AMS automatic remediation of alerts - AMS Accelerate User Guide

AMS automatic remediation of alerts

Some alerts are automatically remediated by AWS Managed Services (AMS). This section describes how this remediation works and the conditions that must be met for the remediation to take place.

Alert name Description Remediation

Status Check Failed

This alarm indicates that the instance is running on degraded hardware or entered a fault state.

Our remediation first validates instance accessibility. If confirmed that accessibility is impacted, it stops the instance and starts it again so it can be migrated to new underlying hardware.

AMSLinuxDiskUsage

This alarm indicates that a mount point of your Linux EC2 instance is filling up.

The remediation first deletes temporary files. If this does not free up required space, it extends the volume to prevent downtime if the volume were to get full.

AMSWindowsDiskUsage

This alarm indicates that a drive of your Windows EC2 instance is filling up.

The remediation first deletes temporary files. If this does not free up required space, it extends the volume to prevent downtime if the volume were to get full.

RDS-EVENT-0089

This alarm indicates that the DB instance has consumed more than 90% of its allocated storage.

The remediation first validates the DB is in a modifiable and available/storage-full state. It will attempt to increase the allocated storage, IOPS and storage throughput via cloudformation changeset, if stack drift is already detected it will fall back to RDS API to prevent downtime.

RDS-EVENT-0007

This alarm indicates that the allocated storage for the DB instance has been exhausted.

The remediation first validates the DB is in a modifiable and available/storage-full state. It will attempt to increase the allocated storage, IOPS and storage throughput via cloudformation changeset, if stack drift is already detected it will fall back to RDS API to prevent downtime.

EC2 status check failure remediation automation

These are some notes about how AWS Managed Services (AMS) auto-remediation works with EC2 status check failure issues.

  • Your EC2 instance has become unreachable. In order to recover it, it must be stopped and started again so it's migrated to new hardware.

  • The automation is not able to recover your instance if the root of the problem is within the OS. For example, missing devices in fstab, kernel corruption, and so on.

  • If your instance belongs to an Auto Scaling group, the automation takes no action. The autoscaling replaces the instance.

  • The remediation doesn't take action if EC2 Auto Recovery is enabled for this instance.

EC2 volume usage remediation automation

How AWS Managed Services (AMS) auto-remediation works with EC2 volume usage issues.

  • Before extending a volume, the automation performs cleanup tasks (Windows: Disk Cleaner Linux: Logrotate + Simple Service Manager Agent Log removal) on the instance to try to free up space.

    Note

    The cleanup tasks are not run on EC2 "T" family instances due to their reliance on CPU credits for continued functionality.

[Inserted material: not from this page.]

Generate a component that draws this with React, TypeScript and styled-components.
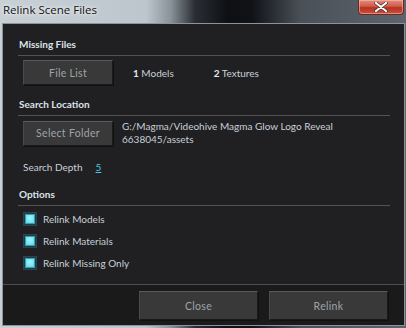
import React from "react";
import styled, { createGlobalStyle } from "styled-components";

const Global = createGlobalStyle`
  html, body { margin: 0; padding: 0; background: #3b4148; }
  body { width: 406px; height: 328px; overflow: hidden; font-family: "Lato", "Noto Sans", sans-serif; }
`;

const Window = styled.div`
  width: 406px;
  height: 328px;
  display: flex;
  flex-direction: column;
  background: linear-gradient(90deg, #c8d0d6 0%, #bcc6cc 36%, #8a939a 42%, #2a2e34 48%, #0e1014 56%, #101216 62%, #4a5058 74%, #5e646c 100%);
  box-sizing: border-box;
`;

const TitleBar = styled.div`
  height: 23px;
  display: flex;
  align-items: flex-start;
  justify-content: space-between;
  padding: 0 2px 0 3px;
  flex-shrink: 0;
`;

const Title = styled.div`
  font-family: "Open Sans", sans-serif;
  font-size: 11.5px;
  color: #101010;
  margin-top: 2px;
  text-shadow: 0 0 6px rgba(255,255,255,0.9), 0 0 3px rgba(255,255,255,0.8);
`;

const CloseBtn = styled.div`
  width: 46px;
  height: 15px;
  border: 1px solid #6a2a24;
  border-top: none;
  border-radius: 0 0 4px 4px;
  background: linear-gradient(180deg, #e09080 0%, #d05a48 45%, #b8301e 55%, #c85240 100%);
  display: flex;
  align-items: center;
  justify-content: center;
  box-shadow: inset 0 0 0 1px rgba(255,200,190,0.5);
  box-sizing: border-box;
`;

const Client = styled.div`
  flex: 1;
  margin: 0 1px 2px 2px;
  border: 1px solid #8a949c;
  background: #202022;
  display: flex;
  flex-direction: column;
  color: #c8d0d8;
  font-size: 10px;
`;

const Body = styled.div`
  flex: 1;
  padding: 13px 14px 0 15px;
  display: flex;
  flex-direction: column;
`;

const Heading = styled.div<{ $mt?: number }>`
  font-weight: 700;
  color: #dce2e8;
  font-size: 10px;
  line-height: 14px;
  margin-top: ${(p) => p.$mt ?? 0}px;
  padding-left: 1px;
  padding-bottom: 4px;
  border-bottom: 1px solid #525252;
`;

const Row = styled.div`
  display: flex;
  align-items: center;
  margin-top: 4px;
  padding-left: 5px;
`;

const Button = styled.button<{ $w?: number; $h?: number }>`
  width: ${(p) => p.$w ?? 90}px;
  height: ${(p) => p.$h ?? 25}px;
  background: #393939;
  border: 1px solid #1a1a1a;
  border-top-color: #5a5a5a;
  border-left-color: #4a4a4a;
  box-shadow: 1px 1px 0 #111;
  color: #9ea4aa;
  font-family: "Lato", sans-serif;
  font-size: 10.5px;
  letter-spacing: 0.3px;
  padding: 0;
  flex-shrink: 0;
`;

const Count = styled.span<{ $ml: number }>`
  margin-left: ${(p) => p.$ml}px;
  b { color: #e4e8ee; }
`;

const Path = styled.div`
  margin-left: 9px;
  line-height: 13px;
`;

const DepthRow = styled.div`
  display: flex;
  line-height: 14px;
  margin: 14px 0 0 5px;
`;

const DepthValue = styled.span`
  margin-left: 13px;
  color: #4cc6e6;
  text-decoration: underline;
`;

const OptionList = styled.div`
  display: flex;
  flex-direction: column;
  gap: 8px;
  margin-top: 6px;
  padding-left: 6px;
`;

const Option = styled.label`
  display: flex;
  align-items: center;
  gap: 7px;
  line-height: 14px;
`;

const Check = styled.span`
  width: 12px;
  height: 12px;
  box-sizing: border-box;
  border: 1px solid #1c3c48;
  background: radial-gradient(circle at 50% 40%, #9ff4fb 0%, #6fe0ee 60%, #4cb8cc 100%);
  box-shadow: 0 0 0 1px #2a4450, inset 0 0 0 1px #3a9cb0;
  display: inline-block;
`;

const Footer = styled.div`
  height: 41px;
  box-sizing: border-box;
  background: #1a1a1a;
  border-top: 1px solid #4e4e4e;
  display: flex;
  justify-content: flex-end;
  align-items: flex-start;
  gap: 11px;
  padding: 6px 16px 0 0;
`;

export default function App() {
  return (
    <>
      <Global />
      <Window>
        <TitleBar>
          <Title>Relink Scene Files</Title>
          <CloseBtn>
            <svg width="14" height="10" viewBox="0 0 14 10">
              <path d="M2 1 L12 9 M12 1 L2 9" stroke="#3a2a2a" strokeWidth="3.4" strokeLinecap="round" />
              <path d="M2 1 L12 9 M12 1 L2 9" stroke="#ffffff" strokeWidth="2.2" strokeLinecap="round" />
            </svg>
          </CloseBtn>
        </TitleBar>
        <Client>
          <Body>
            <Heading>Missing Files</Heading>
            <Row>
              <Button>File List</Button>
              <Count $ml={20}><b>1</b> Models</Count>
              <Count $ml={40}><b>2</b> Textures</Count>
            </Row>
            <Heading $mt={12}>Search Location</Heading>
            <Row>
              <Button>Select Folder</Button>
              <Path>
                G:/Magma/Videohive Magma Glow Logo Reveal
                <br />
                6638045/assets
              </Path>
            </Row>
            <DepthRow>
              <span>Search Depth</span>
              <DepthValue>5</DepthValue>
            </DepthRow>
            <Heading $mt={13}>Options</Heading>
            <OptionList>
              <Option><Check />Relink Models</Option>
              <Option><Check />Relink Materials</Option>
              <Option><Check />Relink Missing Only</Option>
            </OptionList>
          </Body>
          <Footer>
            <Button $w={119} $h={29}>Close</Button>
            <Button $w={119} $h={29}>Relink</Button>
          </Footer>
        </Client>
      </Window>
    </>
  );
}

  • On Linux, the automation only supports extending file systems of type EXT2, EXT3, EXT4 and XFS.

  • On Windows, the automation only supports New Technology File System (NTFS) and Resilient File System (ReFS).

  • The automation doesn't extend volumes that are part of Logical Volume Manager (LVM) or a RAID array.

  • The automation does not extend instance store volumes.

  • The automation does not take action if the affected volume is already bigger than 2 TiB.

  • The capacity expansion portion of the automation occurs once every 6 hours with a 3-time weekly and 5-time lifetime volume expansion limit.

When these rules prevent the automation from taking action, AMS reaches out to you through an outbound service request to determine the next actions to take.

Amazon RDS low storage event remediation automation

How AWS Managed Services (AMS) auto-remediation works with Amazon RDS low storage event issues.

  • Before trying to extend the Amazon RDS instance storage, the automation performs several checks to ensure the Amazon RDS instance is in a modifiable and available, or storage-full, state.

  • Where CloudFormation stack drift is detected, remediation occurs through Amazon RDS API.

  • The remediation action does not run in the following scenarios:

    • The Amazon RDS instance status is not "available" or "storage-full".

    • The Amazon RDS instance storage is not currently modifiable (such as when the storage has been modified in the last 6 hours).

    • The Amazon RDS instance has auto-scaling storage enabled.

    • The Amazon RDS instance is not a resource within a CloudFormation stack.

  • Remediation is limited to 1 expansion per 6 hours and no more than 3 expansions within a rolling fourteen day period.

  • Where the above states are met, AMS reaches out to you with an outbound incident to determine next actions.